ACTUALIDAD FRANCISCANA DEL MIÉRCOLES DE CENIZA
Estamos celebrando este miércoles de ceniza, inicio de la
Cuaresma en este templo parroquial de Nuestra Señora de Altagracia. La primera
pregunta que podemos hacernos es si existe algo que sea peculiar y, por lo
tanto, diferente celebrarlo aquí a celebrarlo en cualquier otro templo ¿Hay
algo de especial?
Si nos detuviésemos a los aspectos esenciales, habría que
responder que no: en profundidad es lo mismo celebrarlo aquí, en Catedral o en
san Pedro Vaticano. Es una llamada a la conversión desde la conciencia de
pecado, reconociendo el daño que hemos ocasionado, que es ofensivo para Dios.
Es conciencia de cara a la Semana Santa, y que arranca de la costumbre de los
primeros siglos de la Iglesia de iniciar el camino de los penitentes públicos
que iban a reconciliarse en la Vigilia Pascual del sábado santo.
Pero, volvamos a preguntarnos ¿hay algo de especial en
celebrar en este templo parroquial el Miércoles de Ceniza? Aceptando que lo fundamental
es común en todas partes ¿hay algo que pueda ser característico? Creo que sí.
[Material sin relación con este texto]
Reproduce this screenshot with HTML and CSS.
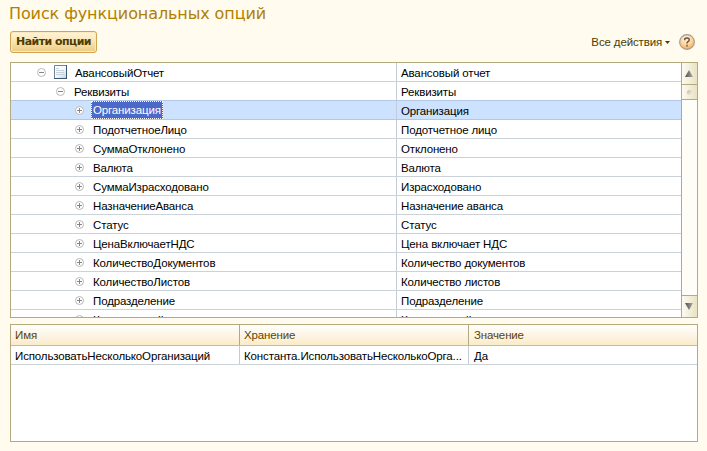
FILE: index.html
```
<!DOCTYPE html>
<html lang="ru">
<head>
<meta charset="utf-8">
<title>Поиск функциональных опций</title>
<link rel="stylesheet" href="styles.css">
</head>
<body>
<svg class="defs" width="0" height="0">
  <defs>
    <symbol id="plus" viewBox="0 0 9 9"><circle cx="4.5" cy="4.5" r="4" fill="#fff" stroke="#b8b8b8"/><path d="M2 4.500h5M4.500 2v5" stroke="#858585"/></symbol>
    <symbol id="minus" viewBox="0 0 9 9"><circle cx="4.5" cy="4.5" r="4" fill="#fff" stroke="#b8b8b8"/><path d="M2 4.500h5" stroke="#858585"/></symbol>
    <linearGradient id="tri" x1="0" x2="1"><stop offset="0" stop-color="#505050"/><stop offset="1" stop-color="#aaa"/></linearGradient>
  </defs>
</svg>
<h1 class="title"><span>Поиск функциональных опций</span></h1>
<div class="toolbar">
  <button class="find"><span>Найти опции</span></button>
  <div class="actions"><span>Все действия</span><svg width="5" height="3" viewBox="0 0 5 3"><path d="M0 0h5L2.5 3z" fill="#4f3c00"/></svg></div>
  <svg class="help" width="16" height="16" viewBox="0 0 16 16">
    <defs><radialGradient id="hg" cx=".45" cy=".3" r=".7"><stop offset="0" stop-color="#fff0d8"/><stop offset=".55" stop-color="#fdd6a0"/><stop offset="1" stop-color="#f5a952"/></radialGradient></defs>
    <circle cx="8" cy="8" r="7.4" fill="url(#hg)" stroke="#a99a92" stroke-width="1.1"/>
    <path d="M5.700 6.200V5.500Q5.700 4 8 4t2.300 1.800Q10.300 7 9 7.600 8 8.200 8 9.500M8 10.800v1.700" fill="none" stroke="#62504a" stroke-width="1.400"/>
  </svg>
</div>
<div class="panel tree">
  <div class="rows">
    <div class="row l0"><div class="name"><svg class="tog"><use href="#minus"/></svg><svg class="doc" width="13" height="14" viewBox="0 0 13 14"><defs><linearGradient id="dg" x2="1" y2="1"><stop offset="0" stop-color="#fff"/><stop offset=".5" stop-color="#f6fafd"/><stop offset="1" stop-color="#bdd2e6"/></linearGradient></defs><path d="M.5.5h12v13H.5z" fill="url(#dg)" stroke="#6f8499"/><path d="M0 13.500h13M12.500 0v14" stroke="#3d566e" fill="none"/><path d="M2 3.500h3M2 5.500h8M2 7.500h8M2 9.500h8" stroke="#c6d1dc"/></svg><span>АвансовыйОтчет</span></div><div class="syn">Авансовый отчет</div></div>
    <div class="row l1"><div class="name"><svg class="tog"><use href="#minus"/></svg><span>Реквизиты</span></div><div class="syn">Реквизиты</div></div>
    <div class="row l2 current"><div class="name"><svg class="tog"><use href="#plus"/></svg><span class="sel">Организация</span></div><div class="syn">Организация</div></div>
    <div class="row l2"><div class="name"><svg class="tog"><use href="#plus"/></svg><span>ПодотчетноеЛицо</span></div><div class="syn">Подотчетное лицо</div></div>
    <div class="row l2"><div class="name"><svg class="tog"><use href="#plus"/></svg><span>СуммаОтклонено</span></div><div class="syn">Отклонено</div></div>
    <div class="row l2"><div class="name"><svg class="tog"><use href="#plus"/></svg><span>Валюта</span></div><div class="syn">Валюта</div></div>
    <div class="row l2"><div class="name"><svg class="tog"><use href="#plus"/></svg><span>СуммаИзрасходовано</span></div><div class="syn">Израсходовано</div></div>
    <div class="row l2"><div class="name"><svg class="tog"><use href="#plus"/></svg><span>НазначениеАванса</span></div><div class="syn">Назначение аванса</div></div>
    <div class="row l2"><div class="name"><svg class="tog"><use href="#plus"/></svg><span>Статус</span></div><div class="syn">Статус</div></div>
    <div class="row l2"><div class="name"><svg class="tog"><use href="#plus"/></svg><span>ЦенаВключаетНДС</span></div><div class="syn">Цена включает НДС</div></div>
    <div class="row l2"><div class="name"><svg class="tog"><use href="#plus"/></svg><span>КоличествоДокументов</span></div><div class="syn">Количество документов</div></div>
    <div class="row l2"><div class="name"><svg class="tog"><use href="#plus"/></svg><span>КоличествоЛистов</span></div><div class="syn">Количество листов</div></div>
    <div class="row l2"><div class="name"><svg class="tog"><use href="#plus"/></svg><span>Подразделение</span></div><div class="syn">Подразделение</div></div>
    <div class="row l2"><div class="name"><svg class="tog"><use href="#plus"/></svg><span>Комментарий</span></div><div class="syn">Комментарий</div></div>
  </div>
  <div class="scroll">
    <div class="up"><svg width="8" height="7" viewBox="0 0 8 7"><path d="M4 0l4 7H0z" fill="url(#tri)"/></svg></div>
    <div class="thumb"><i></i></div>
    <div class="down"><svg width="8" height="7" viewBox="0 0 8 7"><path d="M4 7l4-7H0z" fill="url(#tri)"/></svg></div>
  </div>
</div>
<div class="panel options">
  <div class="line head"><div>Имя</div><div>Хранение</div><div>Значение</div></div>
  <div class="line"><div>ИспользоватьНесколькоОрганизаций</div><div>Константа.ИспользоватьНесколькоОрга...</div><div>Да</div></div>
</div>
</body>
</html>
```
FILE: styles.css
```
* { box-sizing: border-box; }
body {
  margin: 0;
  height: 451px;
  padding: 0 9px 0 10px;
  overflow: hidden;
  background: #fffbee;
  color: #000;
  font: 11.5px/18px "Liberation Sans", sans-serif;
  letter-spacing: -0.14px;
}
svg { display: block; flex: none; }
.defs { position: absolute; }
.title {
  margin: 0 0 0 -1px;
  height: 31px;
  font: 16px/27px "DejaVu Sans", sans-serif;
  letter-spacing: -0.1px;
  color: #b08000;
  white-space: nowrap;
}
.toolbar { display: flex; height: 31px; align-items: flex-start; }
.find {
  width: 87px;
  height: 22px;
  padding: 0;
  border: 1px solid #cfa64f;
  border-radius: 3px;
  background: linear-gradient(#fff5dc, #f9e3b0 50%, #eccb83);
  box-shadow: inset 0 0 0 1px #fbe9c2;
  font: bold 11px/18px "DejaVu Sans", sans-serif;
  letter-spacing: -0.55px;
  color: #4f3c00;
  white-space: nowrap;
}
.actions {
  display: flex;
  align-items: center;
  gap: 3px;
  height: 22px;
  margin-left: auto;
  color: #4f3c00;
}
.help { margin: 3px 3px 0 9px; }
.panel { border: 1px solid #b3aa80; background: #fff; overflow: hidden; }
.tree { display: flex; height: 256px; }
.rows { flex: 1; height: 254px; overflow: hidden; }
.row { display: grid; grid-template-columns: 386px 1fr; height: 19px; border-bottom: 1px solid #ccd3d8; white-space: nowrap; }
.name { display: flex; align-items: center; border-right: 1px solid #c3ccd6; height: 18px; }
.l0 .name { padding-left: 26px; }
.l1 .name { padding-left: 45px; }
.l2 .name { padding-left: 64px; }
.name span { margin-left: 9px; padding-top: 1px; height: 18px; }
.tog { width: 9px; height: 9px; }
.doc { margin-left: 8px; }
.l0 .name span { margin-left: 8px; }
.syn { padding: 1px 0 0 4px; height: 18px; }
.current { background: #cde2ff; border-color: #b2c8e6; box-shadow: 0 -1px #b2c8e6; }
.name .sel { margin-left: 7px; padding: 0 1px; height: 18px; line-height: 17px; border: 1px dotted #fff; background: #4c68c8; color: #fff; }
.scroll { display: flex; flex-direction: column; width: 16px; border-left: 1px solid #b3aa80; background: #fffdf8; }
.up, .down, .thumb { display: flex; justify-content: center; align-items: center; background: linear-gradient(90deg, #fdfbf1, #e9e2c3); }
.up { height: 22px; padding-right: 1px; padding-bottom: 1px; border-bottom: 1px solid #b3aa80; }
.thumb { height: 15px; border-bottom: 1px solid #b3aa80; }
.thumb i { width: 5px; height: 5px; border-radius: 50%; background: linear-gradient(135deg, #bcb89f, #f8f5e5); }
.down { height: 22px; margin-top: auto; padding-right: 1px; border-top: 1px solid #b3aa80; }
.options { height: 118px; margin-top: 6px; }
.line { display: grid; grid-template-columns: 229px 229px 1fr; height: 19px; border-bottom: 1px solid #ccd3d8; white-space: nowrap; }
.line div { padding: 1px 0 0 4px; border-right: 1px solid #c3ccd6; overflow: hidden; }
.line div:last-child { border-right: 0; padding-left: 5px; }
.head { height: 21px; border-color: #c5baa5; background: linear-gradient(#fffefb, #fdf5e7 50%, #faebc8); color: #5c4300; }
.head div { border-color: #b3aa80; }
```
Estamos en un templo parroquial donde descubrimos la
atmósfera espiritual de san Francisco. De hecho, cualquier familia religiosa en
la Iglesia hace presente la manera cómo vivió su Fundador, lo que se llama el
carisma. Y eso ocurre con los franciscanos y capuchinos en relación con san
Francisco de Asís.
Pero el carisma no es algo que afecta a los miembros de la
Orden, sino también a sus obras, porque en definitiva es una riqueza para la
Iglesia universal y local. O sea, la presencia de los capuchinos es una riqueza
para todos nosotros, porque nos acerca, de alguna forma, a san Francisco de
Asís y a la manera cómo se relacionó con Dios.
En un tiempo en el que a Cristo se le representaba como Rey
distante, este joven, de familia acomodada que buscaba glorias mundanas, se consigue con Cristo. No
medió ninguna necesidad fuera de la insatisfacción que sentía por todo. Pero
hay dos experiencias desencadenantes: el encuentro con el leproso y la imagen
del Crucificado, que en la iglesia de san Damián le habla y le pide que
restaure la Iglesia.
San Francisco se relaciona con Cristo y con Cristo crucificado.
No piensa en lo que puede conseguir de Dios, sino simplemente es cuestión de
amor. Se identifica con el Crucificado, con una conciencia que le hace gritar,
en un momento, “han matado al Amor”. El Cristo a quien ora es el Cristo a quien
sirve en los necesitados.
Toda la vida de san Francisco es una larga Cuaresma que
camina hacia el Crucificado. Asume las dificultades de la vida de manera
penitente, despojándose de todo, para dar a conocer a Jesús y servir a los
últimos. Y el impulso constante es el de amar al Señor.
San Francisco lleva su vida desde la locura del amor. A tal
punto que la identificación se expresa en la gracia de los estigmas. Para sus
contemporáneos resulta obvia la intimidad de Cristo con él.
Pero a su vez se hace presente, al mismo tiempo que la cruz,
los frutos de la resurrección: es el santo del amor, de la paz, el hermano
universal, el que canta a la Creación… entre otros aspectos. La relación con
Cristo hace que la Iglesia tenga para él resplandores mucho mayor que el
escándalo del pecado.
¿Qué consecuencias tiene esto para nosotros, que celebramos
en este templo el inicio de la Cuaresma? Que debemos recuperar el amor a Jesús.
Que debemos vivir en comunión con la Iglesia.
Generalmente buscamos aprovecharnos de Jesús; o vivimos
queriendo cumplir formalmente con Jesús; o, si acaso, tememos la lejanía de
Jesús no por amor sino por miedo a las consecuencias.
Y este aspecto tan franciscano, el amor a Cristo crucificado,
es un elemento válido y esencial para toda la Iglesia. La Iglesia de Jesús debe
manifestar amor a Jesús. No tiene sentido convertirnos de cualquier otro pecado
si descuidamos el amor a Jesús crucificado, en quien el Padre garantizado todas
sus promesas y se nos ha otorgado el Espíritu Santo.
Que esta ceniza, que representa la finitud de la vida y el
dolor de habernos alejado de Dios, marquen no solo el inicio de esta Cuaresma,
sino de una auténtica espiritualidad cristiana.